The typical signs are there; withdrawing from friends and family, feeling unworthy, sleeping a lot; hard to concentrate. In general just depressed.
I'm having a bit of a go ont he depression on my end because the he has been pushing me away for a while now. We have not broken off the relationship even though he has suggested now twice. My come back is the same each time, "Unitl we're level head adn we've truly given it a go, I don't want to throw in the towel". He feels guilty because he tells me continuously that he can't provide me what I need. But this has been said while he is experiencing his episode. Befor ethat, was positive about us, starting a family someday, excited about our relationship,e tc. Now he seems stoic really; emotionless about things.

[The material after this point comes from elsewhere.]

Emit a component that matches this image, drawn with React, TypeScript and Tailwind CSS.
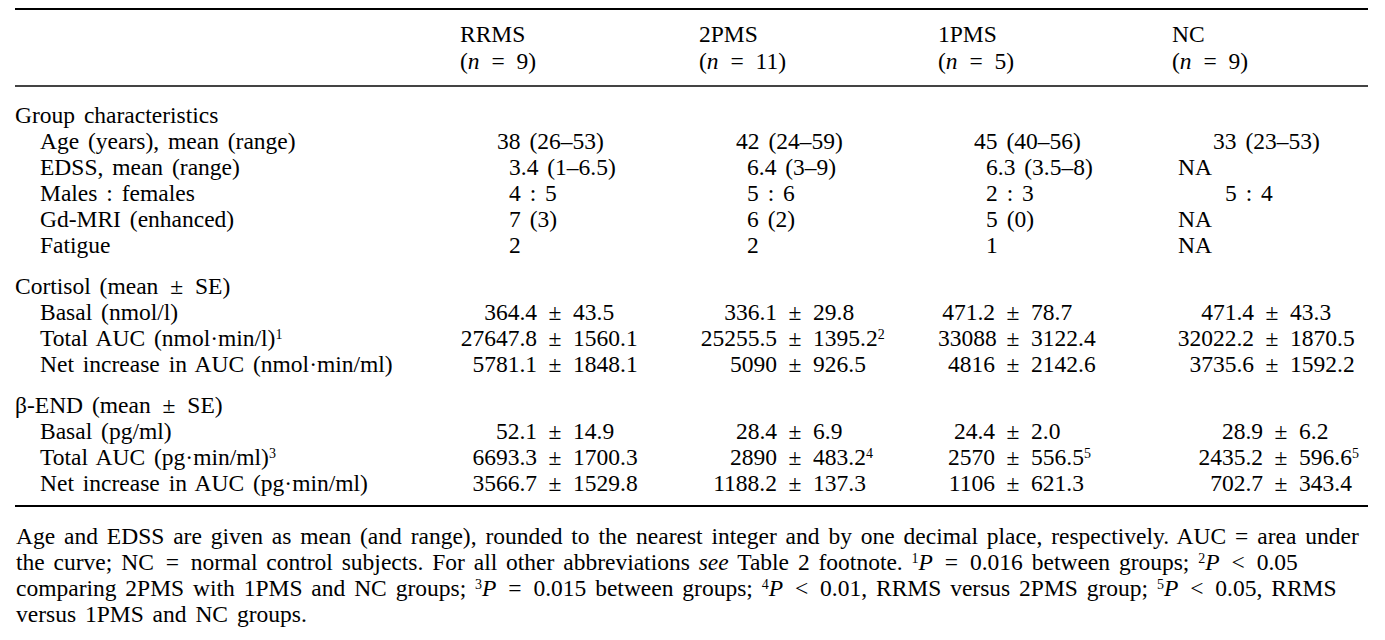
import type { ReactNode } from "react";

type Cell = { text: ReactNode; pad: string };
type PmCell = { left: string; right: ReactNode; w: string };

const groupRows: { label: string; cells: Cell[] }[] = [
  {
    label: "Age (years), mean (range)",
    cells: [
      { text: "38 (26–53)", pad: "pl-[37px]" },
      { text: "42 (24–59)", pad: "pl-[37px]" },
      { text: "45 (40–56)", pad: "pl-[36px]" },
      { text: "33 (23–53)", pad: "pl-[41px]" },
    ],
  },
  {
    label: "EDSS, mean (range)",
    cells: [
      { text: "3.4 (1–6.5)", pad: "pl-[49px]" },
      { text: "6.4 (3–9)", pad: "pl-[48px]" },
      { text: "6.3 (3.5–8)", pad: "pl-[48px]" },
      { text: "NA", pad: "pl-[6px]" },
    ],
  },
  {
    label: "Males : females",
    cells: [
      { text: "4 : 5", pad: "pl-[49px]" },
      { text: "5 : 6", pad: "pl-[48px]" },
      { text: "2 : 3", pad: "pl-[48px]" },
      { text: "5 : 4", pad: "pl-[53px]" },
    ],
  },
  {
    label: "Gd-MRI (enhanced)",
    cells: [
      { text: "7 (3)", pad: "pl-[49px]" },
      { text: "6 (2)", pad: "pl-[48px]" },
      { text: "5 (0)", pad: "pl-[48px]" },
      { text: "NA", pad: "pl-[6px]" },
    ],
  },
  {
    label: "Fatigue",
    cells: [
      { text: "2", pad: "pl-[49px]" },
      { text: "2", pad: "pl-[48px]" },
      { text: "1", pad: "pl-[48px]" },
      { text: "NA", pad: "pl-[6px]" },
    ],
  },
];

const Sup = ({ children }: { children: ReactNode }) => (
  <sup className="text-[14px]">{children}</sup>
);

// math-style relation sign with wider spacing
const Rel = ({ children }: { children: ReactNode }) => (
  <span className="px-[3px]">{children}</span>
);

const cortisolRows: { label: ReactNode; cells: PmCell[] }[] = [
  {
    label: "Basal (nmol/l)",
    cells: [
      { left: "364.4", right: "43.5", w: "w-[77px]" },
      { left: "336.1", right: "29.8", w: "w-[78px]" },
      { left: "471.2", right: "78.7", w: "w-[57px]" },
      { left: "471.4", right: "43.3", w: "w-[82px]" },
    ],
  },
  {
    label: (
      <>
        Total AUC (nmol·min/l)<Sup>1</Sup>
      </>
    ),
    cells: [
      { left: "27647.8", right: "1560.1", w: "w-[77px]" },
      { left: "25255.5", right: <>1395.2<Sup>2</Sup></>, w: "w-[78px]" },
      { left: "33088", right: "3122.4", w: "w-[57px]" },
      { left: "32022.2", right: "1870.5", w: "w-[82px]" },
    ],
  },
  {
    label: "Net increase in AUC (nmol·min/ml)",
    cells: [
      { left: "5781.1", right: "1848.1", w: "w-[77px]" },
      { left: "5090", right: "926.5", w: "w-[78px]" },
      { left: "4816", right: "2142.6", w: "w-[57px]" },
      { left: "3735.6", right: "1592.2", w: "w-[82px]" },
    ],
  },
];

const endRows: { label: ReactNode; cells: PmCell[] }[] = [
  {
    label: "Basal (pg/ml)",
    cells: [
      { left: "52.1", right: "14.9", w: "w-[77px]" },
      { left: "28.4", right: "6.9", w: "w-[78px]" },
      { left: "24.4", right: "2.0", w: "w-[57px]" },
      { left: "28.9", right: "6.2", w: "w-[91px]" },
    ],
  },
  {
    label: (
      <>
        Total AUC (pg·min/ml)<Sup>3</Sup>
      </>
    ),
    cells: [
      { left: "6693.3", right: "1700.3", w: "w-[77px]" },
      { left: "2890", right: <>483.2<Sup>4</Sup></>, w: "w-[78px]" },
      { left: "2570", right: <>556.5<Sup>5</Sup></>, w: "w-[57px]" },
      { left: "2435.2", right: <>596.6<Sup>5</Sup></>, w: "w-[91px]" },
    ],
  },
  {
    label: "Net increase in AUC (pg·min/ml)",
    cells: [
      { left: "3566.7", right: "1529.8", w: "w-[77px]" },
      { left: "1188.2", right: "137.3", w: "w-[78px]" },
      { left: "1106", right: "621.3", w: "w-[57px]" },
      { left: "702.7", right: "343.4", w: "w-[91px]" },
    ],
  },
];

const cols = "grid grid-cols-[445px_239px_239px_234px_196px]";

const PmValue = ({ cell }: { cell: PmCell }) => (
  <div className="flex whitespace-nowrap">
    <span className={`${cell.w} text-right`}>{cell.left}</span>
    <span className="w-[36px] text-center">±</span>
    <span>{cell.right}</span>
  </div>
);

const PmSection = ({ title, rows }: { title: ReactNode; rows: typeof cortisolRows }) => (
  <div>
    <div>{title}</div>
    {rows.map((row, i) => (
      <div key={i} className={cols}>
        <div className="pl-[25px] whitespace-nowrap">{row.label}</div>
        {row.cells.map((c, j) => (
          <PmValue key={j} cell={c} />
        ))}
      </div>
    ))}
  </div>
);

export default function App() {
  return (
    <div className="w-[1385px] h-[640px] bg-white text-black font-['Liberation_Serif',serif] text-[23.5px] leading-[26px] [word-spacing:3px]">
      <div className="ml-[15px] w-[1353px] pt-[8px]">
        <div className="h-[2px] bg-black" />

        {/* Header */}
        <div className={`${cols} pt-[11px] pb-[10px] leading-[27px] border-b-2 border-[#444]`}>
          <div />
          {[
            ["RRMS", "9"],
            ["2PMS", "11"],
            ["1PMS", "5"],
            ["NC", "9"],
          ].map(([name, n]) => (
            <div key={name}>
              <div>{name}</div>
              <div className="whitespace-nowrap">
                (<i>n</i> <Rel>=</Rel> {n})
              </div>
            </div>
          ))}
        </div>

        {/* Body */}
        <div className="pt-[15px] pb-[9px] flex flex-col gap-[15px] border-b-2 border-black">
          <div>
            <div>Group characteristics</div>
            {groupRows.map((row) => (
              <div key={row.label} className={cols}>
                <div className="pl-[25px] whitespace-nowrap">{row.label}</div>
                {row.cells.map((c, j) => (
                  <div key={j} className={`${c.pad} whitespace-nowrap`}>
                    {c.text}
                  </div>
                ))}
              </div>
            ))}
          </div>
          <PmSection title={<>Cortisol (mean <Rel>±</Rel> SE)</>} rows={cortisolRows} />
          <PmSection title={<>β-END (mean <Rel>±</Rel> SE)</>} rows={endRows} />
        </div>

        {/* Footnote */}
        <div className="pt-[16px] pl-[1px] whitespace-nowrap">
          <div>
            Age and EDSS are given as mean (and range), rounded to the nearest integer and by one decimal place, respectively. AUC = area under
          </div>
          <div>
            the curve; NC <Rel>=</Rel> normal control subjects. For all other abbreviations <i>see</i> Table 2 footnote.{" "}
            <Sup>1</Sup>
            <i>P</i> <Rel>=</Rel> 0.016 between groups; <Sup>2</Sup>
            <i>P</i> <Rel>&lt;</Rel> 0.05
          </div>
          <div>
            comparing 2PMS with 1PMS and NC groups; <Sup>3</Sup>
            <i>P</i> <Rel>=</Rel> 0.015 between groups; <Sup>4</Sup>
            <i>P</i> <Rel>&lt;</Rel> 0.01, RRMS versus 2PMS group; <Sup>5</Sup>
            <i>P</i> <Rel>&lt;</Rel> 0.05, RRMS
          </div>
          <div>versus 1PMS and NC groups.</div>
        </div>
      </div>
    </div>
  );
}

He was offered a rare opportunity by going to Europe for a few days at absolutely no cost. The dates for this were the ame s dates I was due to visit him (we live in different states). I haven't seen him since the end of June 2007. He took the opportunity without thinking about me coming in that weekend.
I was hurt, and felt like crap about it, but I told him I was happy for him and hopefully it will help lift his episode, who knows. He is taking his anxiety medication with him to try and make sure nothing happens with an attack.
I guess I'm just feeling down but trying harrd to remember that I cannot take this personally. If I was just a friend without the feelings of being his partner/girlfriend, then I'd be excited about this happening to him, but I'm kind of not, since I feel like he isn't putting more priority on my time with him.
From reading threads on here and reading books on the disorder, I know he is not in his right frame of mind and will most likely pull stunts that are a bit hurtful. I guess I just need to time to get over this and let it go.
But feedback from those that can prsonally relate, I'd love to hear from you...Thanks :)
After twelve years of therapy my psychiatrist said something that brought tears to my eyes. He said, "No hablo ingles."